In addition, the high electrical field also influences the
reliability and performance of the dielectric layer 25.
SUMMARY
[0006] One aspect of the present invention provides a buried
channel transistor structure and a method for preparing the
same.
[0007] In one embodiment of the present invention, a buried channel
transistor structure comprises a semiconductor substrate; a
conductive block positioned in the semiconductor substrate; a gate
dielectric layer positioned between the conductive block and the
semiconductor substrate; and a bulge-shaped dielectric structure
positioned on the conductive block and the gate dielectric
layer.
[0008] In one embodiment of the present invention, a method for
preparing a buried channel transistor structure comprises the steps
of forming at least one recess in a semiconductor substrate;
forming a first dielectric layer in the recess; forming a
conductive block in a bottom portion of the recess; forming a liner
mask covering an upper portion of the first dielectric layer in the
recess; removing a portion of the first dielectric layer and the
semiconductor substrate not covered by the liner mask to form a
bulge-shaped depression in the semiconductor substrate; and forming
a bulge-shaped dielectric structure filling the depression.
[0009] The foregoing has outlined rather broadly the features of
the present invention in order that the detailed description of the
invention that follows may be better understood.

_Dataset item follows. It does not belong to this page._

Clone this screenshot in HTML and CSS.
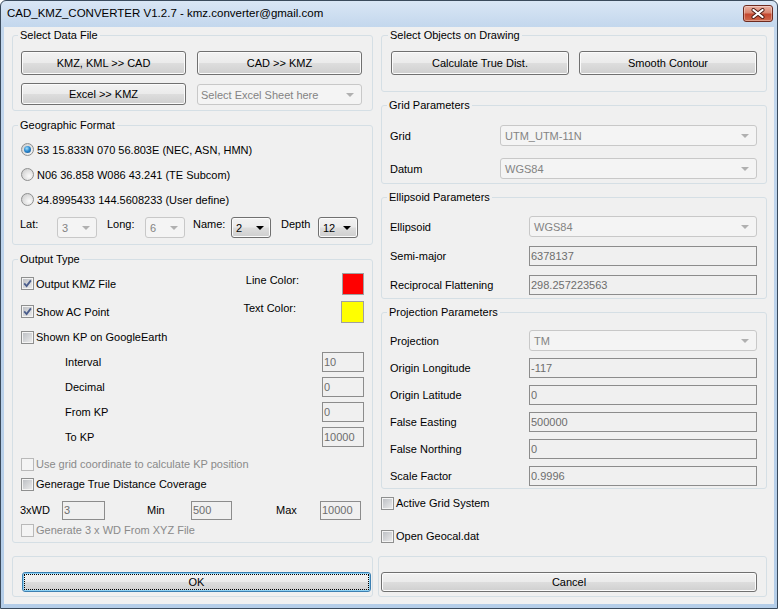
FILE: index.html
```html
<!DOCTYPE html>
<html lang="en">
<head>
    <meta charset="UTF-8">
    <title>CAD_KMZ_CONVERTER V1.2.7</title>
    <link rel="stylesheet" href="styles.css">
</head>
<body>
<div class="window">
    <div class="titlebar">
        <span class="title">CAD_KMZ_CONVERTER V1.2.7 - kmz.converter@gmail.com</span>
        <span class="close-btn">
            <svg width="14" height="11" viewBox="0 0 14 11">
                <path d="M2.5 2l9 7M11.5 2l-9 7" stroke="#4a1a12" stroke-width="4" stroke-linecap="round"/>
                <path d="M2.5 2l9 7M11.5 2l-9 7" stroke="#fff" stroke-width="2.2" stroke-linecap="round"/>
            </svg>
        </span>
    </div>

    <div class="client">
        <!-- left column -->
        <div class="col">
            <fieldset class="group data-group">
                <legend>Select Data File</legend>
                <div class="row btn-row">
                    <button class="btn data-btn">KMZ, KML &gt;&gt; CAD</button>
                    <button class="btn data-btn">CAD &gt;&gt; KMZ</button>
                </div>
                <div class="row btn-row second">
                    <button class="btn data-btn short">Excel &gt;&gt; KMZ</button>
                    <div class="combo disabled sheet-combo"><span>Select Excel Sheet here</span><i class="arrow"></i></div>
                </div>
            </fieldset>

            <fieldset class="group geo-group">
                <legend>Geographic Format</legend>
                <label class="radio-row"><span class="rb on"></span>53 15.833N 070 56.803E (NEC, ASN, HMN)</label>
                <label class="radio-row"><span class="rb"></span>N06 36.858 W086 43.241 (TE Subcom)</label>
                <label class="radio-row"><span class="rb"></span>34.8995433 144.5608233 (User define)</label>
                <div class="row lat-row">
                    <span class="lbl lbl-lat">Lat:</span>
                    <div class="combo disabled small"><span>3</span><i class="arrow"></i></div>
                    <span class="lbl lbl-long">Long:</span>
                    <div class="combo disabled small"><span>6</span><i class="arrow"></i></div>
                    <span class="lbl lbl-name">Name:</span>
                    <div class="combo small"><span>2</span><i class="arrow"></i></div>
                    <span class="lbl lbl-depth">Depth</span>
                    <div class="combo small"><span>12</span><i class="arrow"></i></div>
                </div>
            </fieldset>

            <fieldset class="group output-group">
                <legend>Output Type</legend>
                <div class="row color-row">
                    <label class="check"><span class="cb"><svg viewBox="0 0 11 11"><path d="M2.2 5.4l2.4 2.6 4.3-5.6"/></svg></span>Output KMZ File</label>
                    <span class="color-lbl line-lbl">Line Color:</span>
                    <span class="swatch red"></span>
                </div>
                <div class="row color-row second">
                    <label class="check"><span class="cb"><svg viewBox="0 0 11 11"><path d="M2.2 5.4l2.4 2.6 4.3-5.6"/></svg></span>Show AC Point</label>
                    <span class="color-lbl text-lbl">Text Color:</span>
                    <span class="swatch yellow"></span>
                </div>
                <div class="row kp-check">
                    <label class="check"><span class="cb"></span>Shown KP on GoogleEarth</label>
                </div>
                <div class="row kp-row"><span class="kp-lbl">Interval</span><span class="field kp-field">10</span></div>
                <div class="row kp-row"><span class="kp-lbl">Decimal</span><span class="field kp-field">0</span></div>
                <div class="row kp-row"><span class="kp-lbl">From KP</span><span class="field kp-field">0</span></div>
                <div class="row kp-row"><span class="kp-lbl">To KP</span><span class="field kp-field">10000</span></div>
                <div class="row line-row grid-coord">
                    <label class="check off"><span class="cb"></span>Use grid coordinate to calculate KP position</label>
                </div>
                <div class="row line-row">
                    <label class="check"><span class="cb"></span>Generage True Distance Coverage</label>
                </div>
                <div class="row line-row wd-row">
                    <span class="lbl wd-lbl">3xWD</span>
                    <span class="field wd-field wide">3</span>
                    <span class="lbl min-lbl">Min</span>
                    <span class="field wd-field">500</span>
                    <span class="lbl max-lbl">Max</span>
                    <span class="field wd-field">10000</span>
                </div>
                <div class="row line-row">
                    <label class="check off"><span class="cb"></span>Generate 3 x WD From XYZ File</label>
                </div>
            </fieldset>
        </div>

        <!-- right column -->
        <div class="col">
            <fieldset class="group objects-group">
                <legend>Select Objects on Drawing</legend>
                <div class="row btn-row">
                    <button class="btn obj-btn">Calculate True Dist.</button>
                    <button class="btn obj-btn">Smooth Contour</button>
                </div>
            </fieldset>

            <fieldset class="group grid-group">
                <legend>Grid Parameters</legend>
                <div class="row param-row combo-row">
                    <span class="param-lbl">Grid</span>
                    <div class="combo disabled"><span>UTM_UTM-11N</span><i class="arrow"></i></div>
                </div>
                <div class="row param-row combo-row datum">
                    <span class="param-lbl">Datum</span>
                    <div class="combo disabled"><span>WGS84</span><i class="arrow"></i></div>
                </div>
            </fieldset>

            <fieldset class="group ellipsoid-group">
                <legend>Ellipsoid Parameters</legend>
                <div class="row param-row combo-row">
                    <span class="param-lbl wide">Ellipsoid</span>
                    <div class="combo disabled"><span>WGS84</span><i class="arrow"></i></div>
                </div>
                <div class="row param-row field-row">
                    <span class="param-lbl wide">Semi-major</span>
                    <span class="field">6378137</span>
                </div>
                <div class="row param-row field-row">
                    <span class="param-lbl wide">Reciprocal Flattening</span>
                    <span class="field">298.257223563</span>
                </div>
            </fieldset>

            <fieldset class="group projection-group">
                <legend>Projection Parameters</legend>
                <div class="row param-row combo-row">
                    <span class="param-lbl wide">Projection</span>
                    <div class="combo disabled"><span>TM</span><i class="arrow"></i></div>
                </div>
                <div class="row param-row proj-row">
                    <span class="param-lbl wide">Origin Longitude</span>
                    <span class="field">-117</span>
                </div>
                <div class="row param-row proj-row">
                    <span class="param-lbl wide">Origin Latitude</span>
                    <span class="field">0</span>
                </div>
                <div class="row param-row proj-row">
                    <span class="param-lbl wide">False Easting</span>
                    <span class="field">500000</span>
                </div>
                <div class="row param-row proj-row">
                    <span class="param-lbl wide">False Northing</span>
                    <span class="field">0</span>
                </div>
                <div class="row param-row proj-row">
                    <span class="param-lbl wide">Scale Factor</span>
                    <span class="field">0.9996</span>
                </div>
            </fieldset>

            <div class="row line-row active-grid">
                <label class="check"><span class="cb"></span>Active Grid System</label>
            </div>
            <div class="row line-row geocal">
                <label class="check"><span class="cb"></span>Open Geocal.dat</label>
            </div>
        </div>

        <div class="footer">
            <div class="foot-box ok-box">
                <button class="btn foot-btn focus"><span>OK</span></button>
            </div>
            <div class="foot-box cancel-box">
                <button class="btn foot-btn">Cancel</button>
            </div>
        </div>
    </div>
</div>
</body>
</html>
```

FILE: styles.css
```css
* {
    margin: 0;
    padding: 0;
    box-sizing: border-box;
}

body {
    font-family: "Liberation Sans", Arial, sans-serif;
    font-size: 11px;
    color: #000;
    background: #fff;
}

/* window frame */
.window {
    width: 778px;
    height: 609px;
    border: 1px solid #3a4a5c;
    border-radius: 6px 6px 0 0;
    padding: 0 3px 4px;
    background: linear-gradient(#d9e6f5, #c3d7ed 26px, #b4cde8);
}

.titlebar {
    height: 26px;
    display: flex;
    justify-content: space-between;
    align-items: flex-start;
    padding-left: 3px;
}

.title {
    font-size: 11.5px;
    line-height: 25px;
}

.close-btn {
    width: 30px;
    height: 17px;
    margin: 4px 1px 0 0;
    border: 1px solid #6e2b20;
    border-radius: 3px;
    background: linear-gradient(#eab0a2, #d98670 45%, #c4472f 55%, #cf6a4d);
    box-shadow: inset 0 0 0 1px rgba(255, 255, 255, 0.35);
    display: flex;
    align-items: center;
    justify-content: center;
}

.client {
    height: 577px;
    background: #f0f0f0;
    display: grid;
    grid-template-columns: 361px 386px;
    column-gap: 8px;
    align-content: start;
    align-items: start;
    padding: 1px 7px 0 8px;
}

/* group boxes */
.group {
    border: 1px solid #d5dfe5;
    border-radius: 3px;
    min-width: 0;
    padding: 0 8px;
}

.group legend {
    padding: 0 2px;
    margin-left: -3px;
    line-height: 14px;
}

.row {
    display: flex;
    align-items: center;
}

/* buttons */
.btn {
    font: inherit;
    color: #000;
    height: 24px;
    border: 1px solid #707070;
    border-radius: 3px;
    background: linear-gradient(#f2f2f2, #ebebeb 48%, #dddddd 52%, #cfcfcf);
    box-shadow: inset 0 0 0 1px #fbfbfb;
}

.btn-row {
    gap: 11px;
}

.data-btn {
    width: 165px;
}

.data-btn.short {
    height: 22px;
}

.btn-row.second {
    margin-top: 8px;
    align-items: flex-start;
}

/* combo boxes */
.combo {
    height: 21px;
    flex: 1;
    display: flex;
    align-items: center;
    justify-content: space-between;
    padding: 0 7px 0 4px;
    border: 1px solid #707070;
    border-radius: 3px;
    background: linear-gradient(#f2f2f2, #ebebeb 48%, #dddddd 52%, #cfcfcf);
    box-shadow: inset 0 0 0 1px #fbfbfb;
}

.combo.disabled {
    border-color: #c8c8c8;
    background: #f4f4f4;
    box-shadow: none;
    color: #838383;
}

.arrow {
    width: 0;
    height: 0;
    border-left: 4px solid transparent;
    border-right: 4px solid transparent;
    border-top: 4px solid #000;
}

.combo.disabled .arrow {
    border-top-color: #b0b0b0;
}

.sheet-combo {
    flex: none;
    width: 165px;
    margin-top: 1px;
    padding-left: 3px;
}

.combo.small {
    flex: none;
    width: 40px;
    padding-right: 6px;
}

/* text fields */
.field {
    height: 20px;
    flex: 1;
    border: 1px solid #8c8c8c;
    background: #f0f0f0;
    color: #6d6d6d;
    line-height: 18px;
    padding-left: 1px;
}

/* check boxes and radio buttons */
.check {
    display: flex;
    align-items: center;
    gap: 2px;
}

.cb {
    width: 13px;
    height: 13px;
    flex: none;
    border: 1px solid #8e8f8f;
    background: linear-gradient(135deg, #b9bcc1, #eeeeee);
    box-shadow: inset 0 0 0 1px #f4f4f4;
}

.cb svg {
    display: block;
    width: 11px;
    height: 11px;
    fill: none;
    stroke: #4a5d8c;
    stroke-width: 1.8;
}

.check.off {
    color: #8a8a8a;
}

.check.off .cb {
    border-color: #b9b9b9;
    background: #f4f4f4;
    box-shadow: none;
}

.radio-row {
    height: 25px;
    display: flex;
    align-items: center;
    gap: 3px;
}

.rb {
    width: 13px;
    height: 13px;
    border-radius: 50%;
    border: 1px solid #8e8f8f;
    background: radial-gradient(circle at 65% 65%, #fbfbfb, #dcdcdc 60%, #c3c3c3);
    display: flex;
    align-items: center;
    justify-content: center;
}

.rb.on::after {
    content: "";
    width: 7px;
    height: 7px;
    border-radius: 50%;
    background: radial-gradient(circle at 40% 35%, #a6e1fb, #2c8ad0 45%, #124c86);
}

/* left column groups */
.data-group {
    padding: 9px 9px 5px 8px;
}

.geo-group {
    margin-top: 7px;
    padding: 5px 8px 6px 8px;
}

.lat-row {
    margin-top: 5px;
    align-items: flex-start;
}

.lbl {
    line-height: 14px;
}

.lbl-lat {
    width: 37px;
    margin-left: -1px;
}

.lbl-long {
    width: 38px;
    margin-left: 10px;
}

.lbl-name {
    width: 38px;
    margin-left: 8px;
}

.lbl-depth {
    width: 37px;
    margin-left: 10px;
}

.output-group {
    margin-top: 7px;
    padding: 7px 8px 2px 8px;
}

.color-row {
    height: 22px;
    align-items: flex-start;
}

.color-row .check {
    height: 21px;
}

.color-row.second {
    margin-top: 6px;
}

.color-lbl {
    margin-left: auto;
    line-height: 14px;
}

.line-lbl {
    margin-right: 43px;
}

.text-lbl {
    margin-right: 45px;
}

.swatch {
    width: 22px;
    height: 22px;
    border: 1px solid #a0a0a0;
}

.swatch.red {
    background: #ff0000;
}

.swatch.yellow {
    width: 23px;
    background: #ffff00;
}

.kp-check {
    height: 24px;
    margin-top: 2px;
}

.kp-row {
    height: 25px;
    padding-left: 44px;
}

.kp-field {
    flex: none;
    width: 42px;
    margin-left: auto;
}

.line-row {
    height: 20px;
}

.grid-coord {
    margin-top: 5px;
}

.wd-row {
    margin-top: 6px;
}

.wd-field {
    flex: none;
    width: 41px;
    height: 19px;
    line-height: 17px;
}

.wd-field.wide {
    width: 43px;
}

.wd-lbl {
    width: 42px;
    margin-left: -1px;
}

.min-lbl {
    width: 44px;
    margin-left: 42px;
}

.max-lbl {
    width: 44px;
    margin-left: 44px;
}

/* right column groups */
.objects-group {
    padding: 9px 9px 16px 9px;
}

.obj-btn {
    width: 178px;
}

.objects-group .btn-row {
    gap: 10px;
}

.grid-group {
    margin-top: 6px;
    padding: 13px 9px 4px 8px;
}

.ellipsoid-group {
    margin-top: 6px;
    padding: 12px 9px 3px 8px;
}

.projection-group {
    margin-top: 6px;
    padding: 11px 9px 2px 8px;
}

.param-lbl {
    width: 110px;
    flex: none;
}

.param-lbl.wide {
    width: 139px;
}

.combo-row {
    height: 21px;
}

.combo-row.datum {
    margin-top: 12px;
}

.field-row {
    height: 20px;
    margin-top: 9px;
}

.proj-row {
    height: 20px;
    margin-top: 7px;
}

.active-grid {
    margin-top: 4px;
}

.geocal {
    margin-top: 13px;
}

/* OK / Cancel */
.footer {
    grid-column: 1 / -1;
    display: grid;
    grid-template-columns: 361px 389px;
    column-gap: 5px;
    margin-top: 10px;
}

.foot-box {
    border: 1px solid #d5dfe5;
    border-radius: 3px;
    padding: 15px 1px 4px 9px;
}

.cancel-box {
    padding: 15px 9px 4px 2px;
}

.foot-btn {
    width: 100%;
    height: 20px;
}

.foot-btn.focus {
    border-color: #3c7fb1;
    box-shadow: inset 0 0 0 1px #8fd3f5;
}

.foot-btn.focus span {
    display: block;
    margin: 0 2px;
    line-height: 14px;
    outline: 1px dotted #000;
}
```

Additional
features of the invention will be described hereinafter, and form
the subject of the claims of the invention. It should be
appreciated by those skilled in the art that the conception and
specific embodiment disclosed may be readily utilized as a basis
for modifying or designing other structures or processes for
carrying out the same purposes of the present invention. It should
also be realized by those skilled in the art that such equivalent
constructions do not depart from the spirit and scope of the
invention as set forth in the appended claims.
BRIEF DESCRIPTION OF THE DRAWINGS
[0010] The objectives of the present invention will become apparent
upon reading the following description and upon reference to the
accompanying drawings in which:
[0011] FIG. 1 to FIG. 3 illustrate a method for preparing a buried
channel transistor 10 according to the prior art;
[0012] FIG. 4 is a close-up cross-sectional view of the buried
channel transistor according to the prior art;
[0013] FIG. 5 is a cross-sectional view showing the formation of at
least one recess according to one embodiment of the present
invention;
[0014] FIG. 6 is a cross-sectional view showing the filling of the
recess by conductive material according to one embodiment of the
present invention;
[0015] FIG. 7 is a cross-sectional view showing the formation of a
conductive block and liner mask according to one embodiment of the
present invention;
[0016] FIG. 8 is a cross-sectional view showing the formation of a
bugle-shaped depression according to one embodiment of the present
invention;
[0017] FIG. 9 is a cross-sectional view showing the formation of a
mask layer according to one embodiment of the present
invention;
[0018] FIG. 10 is a cross-sectional view showing a transistor
structure according to one embodiment of the present invention;
and
[0019] FIG. 11 is a close-up cross-sectional view of the transistor
structure according to one embodiment of the present invention;
DETAILED DESCRIPTION
[0020] FIG. 5 to FIG. 11 are cross-sectional views showing the
formation of a transistor structure 60 according to one embodiment
of the present invention. FIG. 5 is a cross-sectional view showing
the formation of at least one recess 67 according to one embodiment
of the present invention. In one embodiment of the present
invention, a patterned mask layer 65 is formed on a semiconductor
substrate 61 such as the silicon substrate with a shallow trench
isolation 63, and an etching process such as the dry etching
process is performed to remove a portion of the semiconductor
substrate 61 not covered by the patterned mask layer 65 to form at
least one recess 67 in the semiconductor substrate 61.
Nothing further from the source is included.